»Ich bestreite nicht, dass es sicherer gewesen wäre, noch ein Jahr mit der Reise zu warten. Andererseits brauchen wir dringend Ermutigung. Zum ersten Mal besucht ein Papst unser biblisches Land. Das ist historisch und freut nicht nur einen Geistlichen wie mich. Wir orientalischen Christen sind ja die Eingeborenen, die Natives, aber zahlenmäßig liegen wir hinter den Jesiden. (…) Sein Besuch ist eine Geste der Solidarität. Der Druck auf religiöse Minderheiten in unserem von Konflikten zerrissenen Land besteht ja fort, und die Abwanderung in die Diaspora kam im letzten Jahr nur durch Corona zum Erliegen«: Das sagt Emanuel Youkhana, Erzdiakon und Archimandrit der Assyrischen Kirche des Ostens, in einem Interview mit der ZEIT (Nr. 10 / 4. März 2021, S. 60).

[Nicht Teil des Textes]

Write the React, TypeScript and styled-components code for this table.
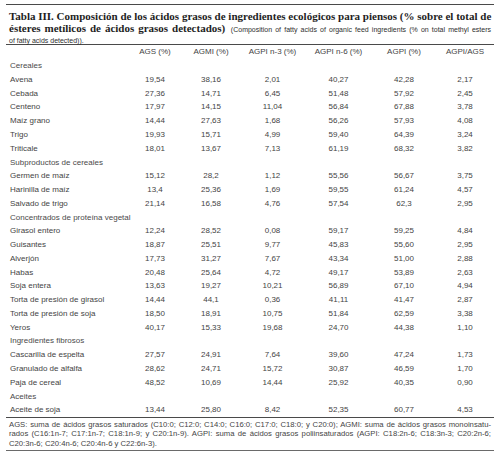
import React from 'react';
import styled, { createGlobalStyle } from 'styled-components';

const GlobalStyle = createGlobalStyle`
  html, body {
    margin: 0;
    padding: 0;
    background: #ffffff;
  }
`;

const ROW_HEIGHT = 13.77;
const COLUMNS = '122px 54px 58px 65px 67px 64px 58px';

const Page = styled.div`
  width: 488px;
  height: 451px;
  padding: 4px 6px 0 6px;
  background: #ffffff;
  color: #444444;
  font-family: 'Liberation Sans', Arial, sans-serif;
`;

const Caption = styled.div`
  border-top: 1px solid #4a4a4a;
  border-bottom: 1px solid #4a4a4a;
  padding: 3px 3px 1px 3px;
`;

const CaptionLine = styled.div<{ $last?: boolean; $h: number }>`
  height: ${(p) => p.$h}px;
  line-height: ${(p) => p.$h}px;
  white-space: nowrap;
  text-align: ${(p) => (p.$last ? 'left' : 'justify')};
  text-align-last: ${(p) => (p.$last ? 'left' : 'justify')};
`;

const TitleText = styled.span`
  font-family: 'Liberation Serif', 'Times New Roman', serif;
  font-weight: bold;
  font-size: 11px;
  color: #1e1e1e;
`;

const SubText = styled.span`
  font-family: 'Liberation Sans', Arial, sans-serif;
  font-size: 7px;
  color: #2e2e2e;
`;

const Table = styled.div`
  display: flex;
  flex-direction: column;
`;

const Row = styled.div`
  display: grid;
  grid-template-columns: ${COLUMNS};
  height: ${ROW_HEIGHT}px;
  align-items: center;
  font-size: 8px;
`;

const Label = styled.div<{ $section?: boolean }>`
  padding-left: 4px;
  white-space: nowrap;
  color: ${(p) => (p.$section ? '#4a4a4a' : '#444444')};
`;

const Cell = styled.div`
  text-align: center;
  white-space: nowrap;
`;

const Footer = styled.div`
  border-top: 1px solid #4a4a4a;
  border-bottom: 1px solid #6a6a6a;
  padding: 2px 3px 2px 3px;
  font-size: 7.7px;
  color: #444444;
`;

const FooterLine = styled.div<{ $last?: boolean }>`
  height: 9.6px;
  line-height: 9.6px;
  white-space: nowrap;
  text-align: ${(p) => (p.$last ? 'left' : 'justify')};
  text-align-last: ${(p) => (p.$last ? 'left' : 'justify')};
`;

type Item = { name: string; values?: string[] };

const headers = ['AGS (%)', 'AGMI (%)', 'AGPI n-3 (%)', 'AGPI n-6 (%)', 'AGPI (%)', 'AGPI/AGS'];

const rows: Item[] = [
  { name: 'Cereales' },
  { name: 'Avena', values: ['19,54', '38,16', '2,01', '40,27', '42,28', '2,17'] },
  { name: 'Cebada', values: ['27,36', '14,71', '6,45', '51,48', '57,92', '2,45'] },
  { name: 'Centeno', values: ['17,97', '14,15', '11,04', '56,84', '67,88', '3,78'] },
  { name: 'Maíz grano', values: ['14,44', '27,63', '1,68', '56,26', '57,93', '4,08'] },
  { name: 'Trigo', values: ['19,93', '15,71', '4,99', '59,40', '64,39', '3,24'] },
  { name: 'Triticale', values: ['18,01', '13,67', '7,13', '61,19', '68,32', '3,82'] },
  { name: 'Subproductos de cereales' },
  { name: 'Germen de maíz', values: ['15,12', '28,2', '1,12', '55,56', '56,67', '3,75'] },
  { name: 'Harinilla de maíz', values: ['13,4', '25,36', '1,69', '59,55', '61,24', '4,57'] },
  { name: 'Salvado de trigo', values: ['21,14', '16,58', '4,76', '57,54', '62,3', '2,95'] },
  { name: 'Concentrados de proteína vegetal' },
  { name: 'Girasol entero', values: ['12,24', '28,52', '0,08', '59,17', '59,25', '4,84'] },
  { name: 'Guisantes', values: ['18,87', '25,51', '9,77', '45,83', '55,60', '2,95'] },
  { name: 'Alverjón', values: ['17,73', '31,27', '7,67', '43,34', '51,00', '2,88'] },
  { name: 'Habas', values: ['20,48', '25,64', '4,72', '49,17', '53,89', '2,63'] },
  { name: 'Soja entera', values: ['13,63', '19,27', '10,21', '56,89', '67,10', '4,94'] },
  { name: 'Torta de presión de girasol', values: ['14,44', '44,1', '0,36', '41,11', '41,47', '2,87'] },
  { name: 'Torta de presión de soja', values: ['18,50', '18,91', '10,75', '51,84', '62,59', '3,38'] },
  { name: 'Yeros', values: ['40,17', '15,33', '19,68', '24,70', '44,38', '1,10'] },
  { name: 'Ingredientes fibrosos' },
  { name: 'Cascarilla de espelta', values: ['27,57', '24,91', '7,64', '39,60', '47,24', '1,73'] },
  { name: 'Granulado de alfalfa', values: ['28,62', '24,71', '15,72', '30,87', '46,59', '1,70'] },
  { name: 'Paja de cereal', values: ['48,52', '10,69', '14,44', '25,92', '40,35', '0,90'] },
  { name: 'Aceites' },
  { name: 'Aceite de soja', values: ['13,44', '25,80', '8,42', '52,35', '60,77', '4,53'] },
];

export default function App() {
  return (
    <>
      <GlobalStyle />
      <Page>
        <Caption>
          <CaptionLine $h={13}>
            <TitleText>
              Tabla III. Composición de los ácidos grasos de ingredientes ecológicos para piensos (% sobre el total de
            </TitleText>
          </CaptionLine>
          <CaptionLine $h={12}>
            <TitleText>ésteres metílicos de ácidos grasos detectados)</TitleText>{' '}
            <SubText>(Composition of fatty acids of organic feed ingredients (% on total methyl esters</SubText>
          </CaptionLine>
          <CaptionLine $h={10} $last>
            <SubText>of fatty acids detected)).</SubText>
          </CaptionLine>
        </Caption>
        <Table>
          <Row>
            <Label />
            {headers.map((h) => (
              <Cell key={h}>{h}</Cell>
            ))}
          </Row>
          {rows.map((r) => (
            <Row key={r.name}>
              <Label $section={!r.values}>{r.name}</Label>
              {r.values?.map((v, i) => (
                <Cell key={i}>{v}</Cell>
              ))}
            </Row>
          ))}
        </Table>
        <Footer>
          <FooterLine>
            AGS: suma de ácidos grasos saturados (C10:0; C12:0; C14:0; C16:0; C17:0; C18:0; y C20:0); AGMI: suma de ácidos grasos monoinsatu-
          </FooterLine>
          <FooterLine>
            rados (C16:1n-7; C17:1n-7; C18:1n-9; y C20:1n-9). AGPI: suma de ácidos grasos poliinsaturados (AGPI: C18:2n-6; C18:3n-3; C20:2n-6;
          </FooterLine>
          <FooterLine $last>C20:3n-6; C20:4n-6; C20:4n-6 y C22:6n-3).</FooterLine>
        </Footer>
      </Page>
    </>
  );
}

Und weiter: »Wir brauchen Aufmerksamkeit, nur das bringt politische Fürsprache. Noch bevor der Papst gelandet ist, spüren wir Christen: Jetzt fällt endlich wieder Licht auf uns. Ich hoffe, dass der Westen seine Militärhilfe, etwa die Ausbildung hiesiger Streitkräfte, an Bedingungen knüpft, die uns helfen, zu überleben. Sonst stirbt das Christentum in meinem Land.« Dieses hat Youkhana, Chef der größten christlichen Hilfsorganisation im Irak, mit seiner Familie 1996 verlassen und bat in Deutschland um Aysl. Aber meistens lebt er doch in Dohuk im Nordirak, wo er 1994 einen Mordanschlag überlebte.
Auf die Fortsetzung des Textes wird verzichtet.